* **GIVEN PROBLEM**: Give back the full listing verbatim, apart from its images.

* **DATA EXCERPT**:
::::

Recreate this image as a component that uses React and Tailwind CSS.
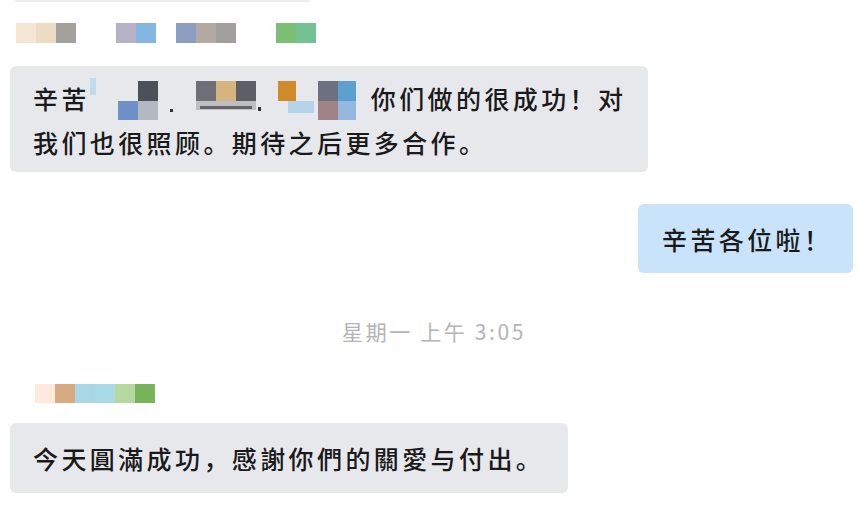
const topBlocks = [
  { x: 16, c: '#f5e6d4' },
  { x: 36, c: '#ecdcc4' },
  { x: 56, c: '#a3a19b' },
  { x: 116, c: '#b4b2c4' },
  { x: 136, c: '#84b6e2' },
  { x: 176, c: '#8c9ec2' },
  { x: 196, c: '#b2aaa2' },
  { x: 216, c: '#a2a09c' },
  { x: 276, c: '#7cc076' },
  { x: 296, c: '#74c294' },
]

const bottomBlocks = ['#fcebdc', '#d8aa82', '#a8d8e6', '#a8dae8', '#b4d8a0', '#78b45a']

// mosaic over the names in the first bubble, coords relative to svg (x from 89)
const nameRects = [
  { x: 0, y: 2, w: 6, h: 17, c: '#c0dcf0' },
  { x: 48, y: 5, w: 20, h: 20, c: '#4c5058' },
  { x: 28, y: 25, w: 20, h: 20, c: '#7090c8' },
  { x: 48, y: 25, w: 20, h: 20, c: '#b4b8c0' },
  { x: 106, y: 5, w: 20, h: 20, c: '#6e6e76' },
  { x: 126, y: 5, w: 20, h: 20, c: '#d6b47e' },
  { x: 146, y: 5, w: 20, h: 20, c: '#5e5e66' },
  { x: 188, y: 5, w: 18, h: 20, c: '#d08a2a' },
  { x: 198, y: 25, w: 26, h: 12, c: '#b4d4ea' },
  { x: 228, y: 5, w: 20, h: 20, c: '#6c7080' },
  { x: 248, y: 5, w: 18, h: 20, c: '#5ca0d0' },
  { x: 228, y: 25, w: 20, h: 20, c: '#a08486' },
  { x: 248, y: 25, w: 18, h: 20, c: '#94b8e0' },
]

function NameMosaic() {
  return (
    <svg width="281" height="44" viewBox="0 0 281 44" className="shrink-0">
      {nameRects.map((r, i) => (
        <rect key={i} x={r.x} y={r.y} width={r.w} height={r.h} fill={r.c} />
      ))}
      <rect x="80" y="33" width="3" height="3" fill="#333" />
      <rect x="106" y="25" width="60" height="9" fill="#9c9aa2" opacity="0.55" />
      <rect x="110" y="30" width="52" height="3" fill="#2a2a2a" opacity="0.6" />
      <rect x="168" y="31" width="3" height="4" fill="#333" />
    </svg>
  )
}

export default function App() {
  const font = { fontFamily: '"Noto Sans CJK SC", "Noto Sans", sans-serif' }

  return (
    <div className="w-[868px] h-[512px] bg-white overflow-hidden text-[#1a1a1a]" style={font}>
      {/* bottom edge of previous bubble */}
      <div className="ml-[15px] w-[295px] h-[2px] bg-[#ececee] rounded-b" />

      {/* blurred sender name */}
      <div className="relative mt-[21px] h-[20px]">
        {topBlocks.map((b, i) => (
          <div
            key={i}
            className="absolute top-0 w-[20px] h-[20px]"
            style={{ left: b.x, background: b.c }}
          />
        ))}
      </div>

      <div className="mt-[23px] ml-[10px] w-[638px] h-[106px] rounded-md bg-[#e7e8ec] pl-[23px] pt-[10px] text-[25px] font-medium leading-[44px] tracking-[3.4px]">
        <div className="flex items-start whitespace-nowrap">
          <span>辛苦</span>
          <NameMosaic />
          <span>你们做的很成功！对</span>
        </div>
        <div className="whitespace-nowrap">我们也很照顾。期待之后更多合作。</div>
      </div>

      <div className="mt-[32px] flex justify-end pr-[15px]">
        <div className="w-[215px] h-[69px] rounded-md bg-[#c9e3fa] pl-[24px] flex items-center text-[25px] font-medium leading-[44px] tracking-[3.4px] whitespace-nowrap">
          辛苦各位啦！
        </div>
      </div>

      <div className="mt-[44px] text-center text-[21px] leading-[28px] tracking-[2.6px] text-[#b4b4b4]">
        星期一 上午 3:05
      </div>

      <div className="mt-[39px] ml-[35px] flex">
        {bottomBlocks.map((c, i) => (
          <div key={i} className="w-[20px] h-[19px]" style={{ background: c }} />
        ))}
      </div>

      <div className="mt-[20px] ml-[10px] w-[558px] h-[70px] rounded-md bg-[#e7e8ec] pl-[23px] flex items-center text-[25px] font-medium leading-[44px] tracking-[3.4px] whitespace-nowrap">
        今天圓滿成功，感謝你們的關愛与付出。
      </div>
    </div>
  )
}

::::

* **EXERCISE SOLUTION**:
Recreate this image as a component that uses React and Tailwind CSS.
const topBlocks = [
  { x: 16, c: '#f5e6d4' },
  { x: 36, c: '#ecdcc4' },
  { x: 56, c: '#a3a19b' },
  { x: 116, c: '#b4b2c4' },
  { x: 136, c: '#84b6e2' },
  { x: 176, c: '#8c9ec2' },
  { x: 196, c: '#b2aaa2' },
  { x: 216, c: '#a2a09c' },
  { x: 276, c: '#7cc076' },
  { x: 296, c: '#74c294' },
]

const bottomBlocks = ['#fcebdc', '#d8aa82', '#a8d8e6', '#a8dae8', '#b4d8a0', '#78b45a']

// mosaic over the names in the first bubble, coords relative to svg (x from 89)
const nameRects = [
  { x: 0, y: 2, w: 6, h: 17, c: '#c0dcf0' },
  { x: 48, y: 5, w: 20, h: 20, c: '#4c5058' },
  { x: 28, y: 25, w: 20, h: 20, c: '#7090c8' },
  { x: 48, y: 25, w: 20, h: 20, c: '#b4b8c0' },
  { x: 106, y: 5, w: 20, h: 20, c: '#6e6e76' },
  { x: 126, y: 5, w: 20, h: 20, c: '#d6b47e' },
  { x: 146, y: 5, w: 20, h: 20, c: '#5e5e66' },
  { x: 188, y: 5, w: 18, h: 20, c: '#d08a2a' },
  { x: 198, y: 25, w: 26, h: 12, c: '#b4d4ea' },
  { x: 228, y: 5, w: 20, h: 20, c: '#6c7080' },
  { x: 248, y: 5, w: 18, h: 20, c: '#5ca0d0' },
  { x: 228, y: 25, w: 20, h: 20, c: '#a08486' },
  { x: 248, y: 25, w: 18, h: 20, c: '#94b8e0' },
]

function NameMosaic() {
  return (
    <svg width="281" height="44" viewBox="0 0 281 44" className="shrink-0">
      {nameRects.map((r, i) => (
        <rect key={i} x={r.x} y={r.y} width={r.w} height={r.h} fill={r.c} />
      ))}
      <rect x="80" y="33" width="3" height="3" fill="#333" />
      <rect x="106" y="25" width="60" height="9" fill="#9c9aa2" opacity="0.55" />
      <rect x="110" y="30" width="52" height="3" fill="#2a2a2a" opacity="0.6" />
      <rect x="168" y="31" width="3" height="4" fill="#333" />
    </svg>
  )
}

export default function App() {
  const font = { fontFamily: '"Noto Sans CJK SC", "Noto Sans", sans-serif' }

  return (
    <div className="w-[868px] h-[512px] bg-white overflow-hidden text-[#1a1a1a]" style={font}>
      {/* bottom edge of previous bubble */}
      <div className="ml-[15px] w-[295px] h-[2px] bg-[#ececee] rounded-b" />

      {/* blurred sender name */}
      <div className="relative mt-[21px] h-[20px]">
        {topBlocks.map((b, i) => (
          <div
            key={i}
            className="absolute top-0 w-[20px] h-[20px]"
            style={{ left: b.x, background: b.c }}
          />
        ))}
      </div>

      <div className="mt-[23px] ml-[10px] w-[638px] h-[106px] rounded-md bg-[#e7e8ec] pl-[23px] pt-[10px] text-[25px] font-medium leading-[44px] tracking-[3.4px]">
        <div className="flex items-start whitespace-nowrap">
          <span>辛苦</span>
          <NameMosaic />
          <span>你们做的很成功！对</span>
        </div>
        <div className="whitespace-nowrap">我们也很照顾。期待之后更多合作。</div>
      </div>

      <div className="mt-[32px] flex justify-end pr-[15px]">
        <div className="w-[215px] h-[69px] rounded-md bg-[#c9e3fa] pl-[24px] flex items-center text-[25px] font-medium leading-[44px] tracking-[3.4px] whitespace-nowrap">
          辛苦各位啦！
        </div>
      </div>

      <div className="mt-[44px] text-center text-[21px] leading-[28px] tracking-[2.6px] text-[#b4b4b4]">
        星期一 上午 3:05
      </div>

      <div className="mt-[39px] ml-[35px] flex">
        {bottomBlocks.map((c, i) => (
          <div key={i} className="w-[20px] h-[19px]" style={{ background: c }} />
        ))}
      </div>

      <div className="mt-[20px] ml-[10px] w-[558px] h-[70px] rounded-md bg-[#e7e8ec] pl-[23px] flex items-center text-[25px] font-medium leading-[44px] tracking-[3.4px] whitespace-nowrap">
        今天圓滿成功，感謝你們的關愛与付出。
      </div>
    </div>
  )
}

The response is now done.